WHAT IS ASKED: Consider the data that follows and state how many lines contain the string "components", using the number alone.

RECORD EXCERPTS:
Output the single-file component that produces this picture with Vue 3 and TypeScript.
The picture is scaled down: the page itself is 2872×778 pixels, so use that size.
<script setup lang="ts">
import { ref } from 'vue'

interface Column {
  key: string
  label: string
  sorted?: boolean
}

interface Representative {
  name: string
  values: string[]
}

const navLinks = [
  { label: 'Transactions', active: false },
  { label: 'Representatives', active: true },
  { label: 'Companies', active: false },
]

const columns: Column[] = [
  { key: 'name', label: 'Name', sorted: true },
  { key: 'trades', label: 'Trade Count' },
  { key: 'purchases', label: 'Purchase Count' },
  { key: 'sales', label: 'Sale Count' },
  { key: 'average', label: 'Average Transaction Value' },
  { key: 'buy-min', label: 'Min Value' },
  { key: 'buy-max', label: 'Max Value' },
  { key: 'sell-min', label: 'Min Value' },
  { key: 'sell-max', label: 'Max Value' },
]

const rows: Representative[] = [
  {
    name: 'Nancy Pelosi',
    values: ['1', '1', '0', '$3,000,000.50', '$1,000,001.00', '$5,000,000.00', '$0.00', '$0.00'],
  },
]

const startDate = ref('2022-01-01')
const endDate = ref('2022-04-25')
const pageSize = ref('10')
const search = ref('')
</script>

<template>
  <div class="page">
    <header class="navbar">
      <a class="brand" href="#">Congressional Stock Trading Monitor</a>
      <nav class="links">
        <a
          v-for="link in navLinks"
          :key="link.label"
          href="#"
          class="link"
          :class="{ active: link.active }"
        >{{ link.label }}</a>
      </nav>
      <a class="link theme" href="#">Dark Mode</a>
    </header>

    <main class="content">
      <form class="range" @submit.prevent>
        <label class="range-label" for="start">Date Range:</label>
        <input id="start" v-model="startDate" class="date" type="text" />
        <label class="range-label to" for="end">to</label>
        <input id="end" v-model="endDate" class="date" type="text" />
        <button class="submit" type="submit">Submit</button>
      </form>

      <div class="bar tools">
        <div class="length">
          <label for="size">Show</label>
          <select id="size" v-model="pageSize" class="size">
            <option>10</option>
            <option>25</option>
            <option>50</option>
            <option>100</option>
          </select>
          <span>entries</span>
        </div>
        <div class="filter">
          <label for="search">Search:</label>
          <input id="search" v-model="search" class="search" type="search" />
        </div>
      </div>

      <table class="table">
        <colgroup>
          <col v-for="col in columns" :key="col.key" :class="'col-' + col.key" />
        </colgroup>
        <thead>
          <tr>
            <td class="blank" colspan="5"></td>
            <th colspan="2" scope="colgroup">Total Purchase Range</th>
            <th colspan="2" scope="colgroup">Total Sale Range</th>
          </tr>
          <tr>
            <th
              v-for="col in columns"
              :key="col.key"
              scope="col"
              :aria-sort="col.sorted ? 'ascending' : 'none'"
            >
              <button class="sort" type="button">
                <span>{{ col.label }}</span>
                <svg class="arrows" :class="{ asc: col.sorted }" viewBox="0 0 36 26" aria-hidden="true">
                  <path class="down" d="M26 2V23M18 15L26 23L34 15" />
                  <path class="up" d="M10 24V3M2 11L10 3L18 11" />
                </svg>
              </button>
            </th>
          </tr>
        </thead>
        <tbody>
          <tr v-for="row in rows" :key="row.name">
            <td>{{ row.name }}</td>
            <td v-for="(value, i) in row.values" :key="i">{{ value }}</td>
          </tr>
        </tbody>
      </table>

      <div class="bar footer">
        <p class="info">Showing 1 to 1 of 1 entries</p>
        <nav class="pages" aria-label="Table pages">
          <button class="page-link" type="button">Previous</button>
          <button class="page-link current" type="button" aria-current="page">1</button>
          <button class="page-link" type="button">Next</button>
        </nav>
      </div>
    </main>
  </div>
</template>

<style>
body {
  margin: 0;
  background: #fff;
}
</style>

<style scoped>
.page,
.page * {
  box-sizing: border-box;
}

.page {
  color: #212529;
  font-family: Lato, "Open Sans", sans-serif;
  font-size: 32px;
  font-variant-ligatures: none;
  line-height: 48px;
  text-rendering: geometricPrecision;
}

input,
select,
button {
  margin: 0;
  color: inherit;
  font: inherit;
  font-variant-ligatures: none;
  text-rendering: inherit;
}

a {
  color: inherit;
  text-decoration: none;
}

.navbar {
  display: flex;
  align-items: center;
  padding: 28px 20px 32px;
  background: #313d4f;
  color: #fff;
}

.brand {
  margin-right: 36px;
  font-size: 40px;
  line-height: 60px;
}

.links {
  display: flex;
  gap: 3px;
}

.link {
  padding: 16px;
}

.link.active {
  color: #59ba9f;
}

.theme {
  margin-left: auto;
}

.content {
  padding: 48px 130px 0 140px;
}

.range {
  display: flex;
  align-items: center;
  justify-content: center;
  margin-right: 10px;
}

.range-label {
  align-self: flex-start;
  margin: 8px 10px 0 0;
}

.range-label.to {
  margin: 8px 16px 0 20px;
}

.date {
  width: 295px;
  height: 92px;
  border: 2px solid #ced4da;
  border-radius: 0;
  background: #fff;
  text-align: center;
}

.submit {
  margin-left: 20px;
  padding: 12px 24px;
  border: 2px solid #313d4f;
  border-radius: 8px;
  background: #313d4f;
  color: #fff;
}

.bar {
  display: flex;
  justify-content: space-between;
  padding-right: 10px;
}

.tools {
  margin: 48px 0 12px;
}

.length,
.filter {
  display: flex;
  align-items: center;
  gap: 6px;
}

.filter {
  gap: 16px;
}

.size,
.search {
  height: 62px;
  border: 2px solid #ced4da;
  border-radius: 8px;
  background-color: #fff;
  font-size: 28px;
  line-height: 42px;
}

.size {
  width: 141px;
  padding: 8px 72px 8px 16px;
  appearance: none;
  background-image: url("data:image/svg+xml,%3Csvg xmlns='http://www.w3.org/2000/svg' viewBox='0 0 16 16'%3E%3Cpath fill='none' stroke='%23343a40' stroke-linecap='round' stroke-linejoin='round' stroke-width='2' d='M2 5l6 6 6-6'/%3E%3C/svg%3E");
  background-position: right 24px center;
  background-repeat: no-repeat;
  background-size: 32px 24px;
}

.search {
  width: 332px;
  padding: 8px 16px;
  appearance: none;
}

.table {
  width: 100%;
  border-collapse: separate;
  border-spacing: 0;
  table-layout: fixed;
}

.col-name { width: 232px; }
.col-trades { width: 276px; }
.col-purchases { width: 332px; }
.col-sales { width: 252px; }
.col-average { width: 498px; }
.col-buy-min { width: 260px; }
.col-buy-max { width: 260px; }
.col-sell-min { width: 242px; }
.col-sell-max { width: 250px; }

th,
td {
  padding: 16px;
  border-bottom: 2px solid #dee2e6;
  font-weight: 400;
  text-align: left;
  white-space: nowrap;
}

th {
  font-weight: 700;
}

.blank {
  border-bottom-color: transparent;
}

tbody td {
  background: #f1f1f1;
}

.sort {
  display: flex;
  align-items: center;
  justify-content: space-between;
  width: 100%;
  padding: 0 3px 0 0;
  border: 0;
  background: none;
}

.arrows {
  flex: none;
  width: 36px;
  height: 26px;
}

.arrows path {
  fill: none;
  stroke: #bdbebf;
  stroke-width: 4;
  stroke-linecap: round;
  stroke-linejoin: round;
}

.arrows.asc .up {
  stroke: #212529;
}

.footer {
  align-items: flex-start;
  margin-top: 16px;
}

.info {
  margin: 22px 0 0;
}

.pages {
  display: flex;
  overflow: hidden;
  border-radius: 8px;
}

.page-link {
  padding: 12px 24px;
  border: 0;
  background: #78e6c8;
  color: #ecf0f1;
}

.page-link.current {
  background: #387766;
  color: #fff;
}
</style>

---

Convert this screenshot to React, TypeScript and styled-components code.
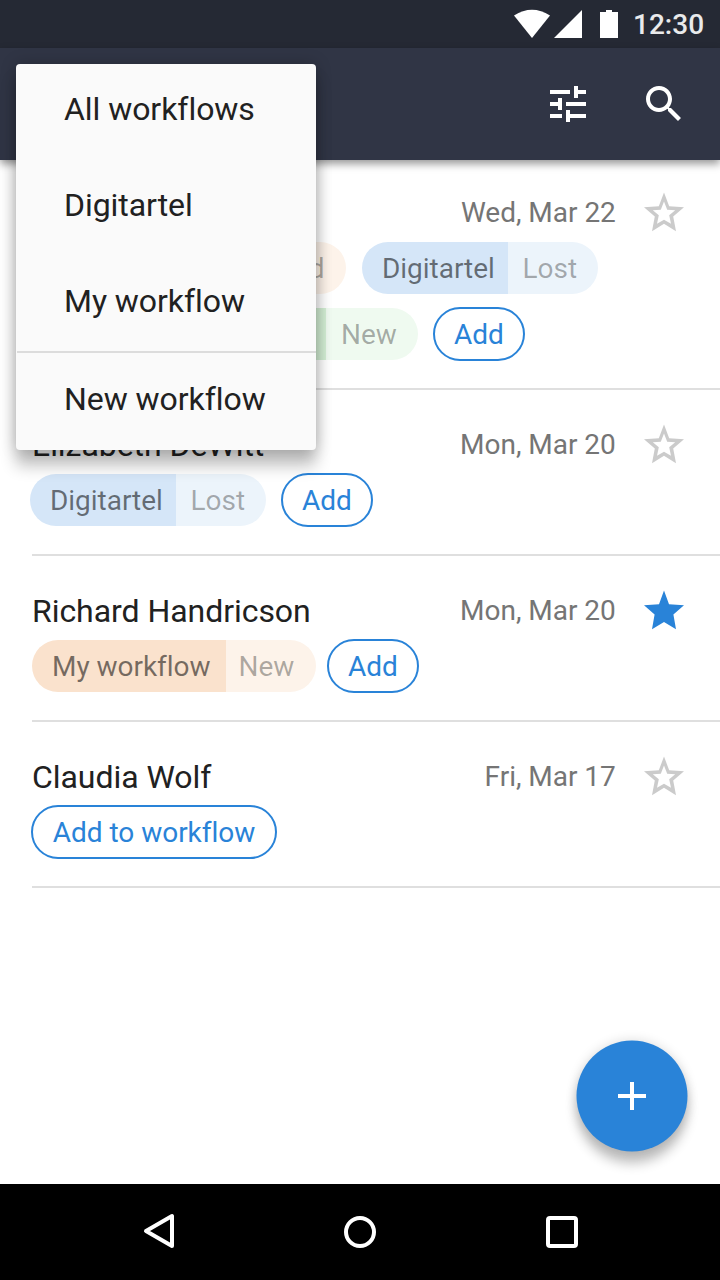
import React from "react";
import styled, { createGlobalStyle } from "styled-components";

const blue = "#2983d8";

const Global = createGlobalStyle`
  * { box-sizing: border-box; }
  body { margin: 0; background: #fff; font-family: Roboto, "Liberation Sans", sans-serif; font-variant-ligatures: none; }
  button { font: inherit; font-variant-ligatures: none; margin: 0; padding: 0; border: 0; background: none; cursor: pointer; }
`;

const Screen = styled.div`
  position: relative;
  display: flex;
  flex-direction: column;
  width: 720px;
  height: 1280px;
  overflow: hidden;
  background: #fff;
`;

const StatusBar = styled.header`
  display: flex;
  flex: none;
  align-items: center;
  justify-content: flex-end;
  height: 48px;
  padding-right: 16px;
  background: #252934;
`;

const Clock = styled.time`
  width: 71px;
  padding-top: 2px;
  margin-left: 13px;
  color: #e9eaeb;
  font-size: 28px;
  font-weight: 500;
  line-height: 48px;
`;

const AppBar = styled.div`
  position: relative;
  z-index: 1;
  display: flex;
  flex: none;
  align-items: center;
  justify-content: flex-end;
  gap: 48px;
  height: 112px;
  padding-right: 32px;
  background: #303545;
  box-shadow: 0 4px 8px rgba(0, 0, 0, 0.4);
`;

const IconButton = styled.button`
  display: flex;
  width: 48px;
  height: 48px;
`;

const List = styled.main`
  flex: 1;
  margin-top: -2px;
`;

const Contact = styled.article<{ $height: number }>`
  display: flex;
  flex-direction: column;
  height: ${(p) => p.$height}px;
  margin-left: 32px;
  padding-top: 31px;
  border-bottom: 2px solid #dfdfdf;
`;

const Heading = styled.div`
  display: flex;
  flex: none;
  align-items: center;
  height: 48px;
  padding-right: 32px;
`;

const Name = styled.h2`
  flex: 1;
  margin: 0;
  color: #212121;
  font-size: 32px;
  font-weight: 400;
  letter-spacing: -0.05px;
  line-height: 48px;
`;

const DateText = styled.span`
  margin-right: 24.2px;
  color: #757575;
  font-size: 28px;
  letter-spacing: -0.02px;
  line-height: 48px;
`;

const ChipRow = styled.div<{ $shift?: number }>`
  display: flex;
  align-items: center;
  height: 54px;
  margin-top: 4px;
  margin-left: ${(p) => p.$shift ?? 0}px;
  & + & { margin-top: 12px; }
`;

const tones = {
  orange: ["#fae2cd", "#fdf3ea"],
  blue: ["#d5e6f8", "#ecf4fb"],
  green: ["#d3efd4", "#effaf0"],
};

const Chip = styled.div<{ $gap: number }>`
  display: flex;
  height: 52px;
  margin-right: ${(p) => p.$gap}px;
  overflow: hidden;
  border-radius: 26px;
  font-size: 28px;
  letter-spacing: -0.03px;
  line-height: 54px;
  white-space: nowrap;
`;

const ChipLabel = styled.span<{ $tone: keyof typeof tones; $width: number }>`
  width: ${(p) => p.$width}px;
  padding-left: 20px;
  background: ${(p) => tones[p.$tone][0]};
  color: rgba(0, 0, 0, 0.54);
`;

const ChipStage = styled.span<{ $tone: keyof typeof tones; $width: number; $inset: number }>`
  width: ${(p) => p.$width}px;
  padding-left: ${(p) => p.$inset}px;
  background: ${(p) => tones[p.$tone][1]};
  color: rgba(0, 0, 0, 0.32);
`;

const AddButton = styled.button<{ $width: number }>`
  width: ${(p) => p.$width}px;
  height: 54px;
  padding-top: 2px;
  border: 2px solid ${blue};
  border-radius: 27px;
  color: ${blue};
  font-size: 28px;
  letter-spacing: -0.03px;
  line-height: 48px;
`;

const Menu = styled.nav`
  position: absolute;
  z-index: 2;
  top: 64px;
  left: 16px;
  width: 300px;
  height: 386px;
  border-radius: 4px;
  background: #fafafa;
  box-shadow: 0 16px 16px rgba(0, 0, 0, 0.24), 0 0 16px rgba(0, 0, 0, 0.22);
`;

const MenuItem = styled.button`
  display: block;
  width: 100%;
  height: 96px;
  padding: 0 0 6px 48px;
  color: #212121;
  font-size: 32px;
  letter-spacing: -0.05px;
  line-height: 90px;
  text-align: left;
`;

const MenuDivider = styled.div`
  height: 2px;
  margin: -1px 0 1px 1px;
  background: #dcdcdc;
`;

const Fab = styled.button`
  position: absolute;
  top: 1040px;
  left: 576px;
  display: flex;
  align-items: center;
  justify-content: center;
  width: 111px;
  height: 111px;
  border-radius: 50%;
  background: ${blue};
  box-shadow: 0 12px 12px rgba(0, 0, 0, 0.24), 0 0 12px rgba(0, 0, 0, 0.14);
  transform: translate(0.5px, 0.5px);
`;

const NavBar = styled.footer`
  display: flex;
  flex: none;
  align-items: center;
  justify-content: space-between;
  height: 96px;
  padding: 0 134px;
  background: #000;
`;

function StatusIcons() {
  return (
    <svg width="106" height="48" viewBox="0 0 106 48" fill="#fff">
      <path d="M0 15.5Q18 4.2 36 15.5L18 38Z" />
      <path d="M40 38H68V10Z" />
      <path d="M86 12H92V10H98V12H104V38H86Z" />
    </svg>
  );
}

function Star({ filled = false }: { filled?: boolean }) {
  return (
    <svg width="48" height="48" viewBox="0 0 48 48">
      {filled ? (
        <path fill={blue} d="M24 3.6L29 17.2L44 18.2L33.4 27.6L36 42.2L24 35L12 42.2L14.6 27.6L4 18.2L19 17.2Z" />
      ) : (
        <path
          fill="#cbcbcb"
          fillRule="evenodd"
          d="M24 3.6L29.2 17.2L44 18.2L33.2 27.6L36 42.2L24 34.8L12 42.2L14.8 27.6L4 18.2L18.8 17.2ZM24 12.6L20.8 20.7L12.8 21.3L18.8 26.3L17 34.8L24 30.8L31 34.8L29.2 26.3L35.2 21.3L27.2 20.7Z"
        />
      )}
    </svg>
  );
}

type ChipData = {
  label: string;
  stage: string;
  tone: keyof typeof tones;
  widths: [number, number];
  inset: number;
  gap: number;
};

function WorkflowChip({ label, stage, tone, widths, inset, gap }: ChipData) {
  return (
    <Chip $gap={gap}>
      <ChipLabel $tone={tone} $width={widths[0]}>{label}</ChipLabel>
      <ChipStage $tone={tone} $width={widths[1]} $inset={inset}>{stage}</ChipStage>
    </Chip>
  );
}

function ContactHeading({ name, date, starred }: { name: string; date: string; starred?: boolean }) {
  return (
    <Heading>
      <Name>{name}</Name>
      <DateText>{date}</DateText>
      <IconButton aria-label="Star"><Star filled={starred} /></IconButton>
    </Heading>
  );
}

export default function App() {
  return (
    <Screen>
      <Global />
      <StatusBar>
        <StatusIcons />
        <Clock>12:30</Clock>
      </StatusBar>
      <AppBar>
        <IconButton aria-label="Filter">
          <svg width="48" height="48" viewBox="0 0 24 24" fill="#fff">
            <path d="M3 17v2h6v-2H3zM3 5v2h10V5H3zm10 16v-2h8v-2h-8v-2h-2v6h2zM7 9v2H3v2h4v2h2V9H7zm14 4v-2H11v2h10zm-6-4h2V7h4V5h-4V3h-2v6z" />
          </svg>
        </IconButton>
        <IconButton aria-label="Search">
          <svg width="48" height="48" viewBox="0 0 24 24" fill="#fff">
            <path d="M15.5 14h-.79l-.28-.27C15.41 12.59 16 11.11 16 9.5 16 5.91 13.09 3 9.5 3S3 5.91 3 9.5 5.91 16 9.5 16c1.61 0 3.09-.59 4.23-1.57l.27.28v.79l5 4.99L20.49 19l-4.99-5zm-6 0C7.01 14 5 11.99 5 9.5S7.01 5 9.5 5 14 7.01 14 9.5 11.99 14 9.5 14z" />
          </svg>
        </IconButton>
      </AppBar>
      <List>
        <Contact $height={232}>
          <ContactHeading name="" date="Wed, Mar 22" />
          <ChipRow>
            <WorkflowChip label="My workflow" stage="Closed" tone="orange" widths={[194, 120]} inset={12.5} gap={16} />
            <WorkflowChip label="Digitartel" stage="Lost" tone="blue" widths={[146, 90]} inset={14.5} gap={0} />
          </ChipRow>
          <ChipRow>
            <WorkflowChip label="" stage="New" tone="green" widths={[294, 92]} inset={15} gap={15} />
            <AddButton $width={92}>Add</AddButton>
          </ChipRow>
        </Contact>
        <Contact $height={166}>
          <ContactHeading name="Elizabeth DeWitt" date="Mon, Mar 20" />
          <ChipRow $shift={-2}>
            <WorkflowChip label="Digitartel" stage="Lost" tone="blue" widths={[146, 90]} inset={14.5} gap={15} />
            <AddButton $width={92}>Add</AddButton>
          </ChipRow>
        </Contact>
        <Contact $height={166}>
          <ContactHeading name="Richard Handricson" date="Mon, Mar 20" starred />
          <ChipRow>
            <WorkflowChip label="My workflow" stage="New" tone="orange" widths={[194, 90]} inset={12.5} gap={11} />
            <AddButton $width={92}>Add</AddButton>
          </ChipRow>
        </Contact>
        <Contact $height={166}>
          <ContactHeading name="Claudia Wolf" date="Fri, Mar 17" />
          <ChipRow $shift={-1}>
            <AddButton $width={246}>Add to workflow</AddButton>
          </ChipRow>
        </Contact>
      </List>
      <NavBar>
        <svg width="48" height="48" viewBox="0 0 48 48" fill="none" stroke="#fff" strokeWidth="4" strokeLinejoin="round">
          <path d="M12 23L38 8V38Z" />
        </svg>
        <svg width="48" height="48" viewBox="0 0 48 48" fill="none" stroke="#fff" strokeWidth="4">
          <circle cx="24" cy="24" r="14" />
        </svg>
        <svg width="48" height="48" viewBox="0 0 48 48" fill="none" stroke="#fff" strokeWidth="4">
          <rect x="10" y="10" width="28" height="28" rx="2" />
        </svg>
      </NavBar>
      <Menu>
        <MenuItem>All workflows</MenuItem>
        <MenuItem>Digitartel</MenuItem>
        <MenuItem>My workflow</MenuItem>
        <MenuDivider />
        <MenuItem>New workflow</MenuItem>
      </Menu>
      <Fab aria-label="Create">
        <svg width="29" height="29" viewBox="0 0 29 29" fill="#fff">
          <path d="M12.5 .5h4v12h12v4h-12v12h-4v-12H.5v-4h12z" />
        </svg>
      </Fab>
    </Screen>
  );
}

RESPONSE TO THE TASK: 2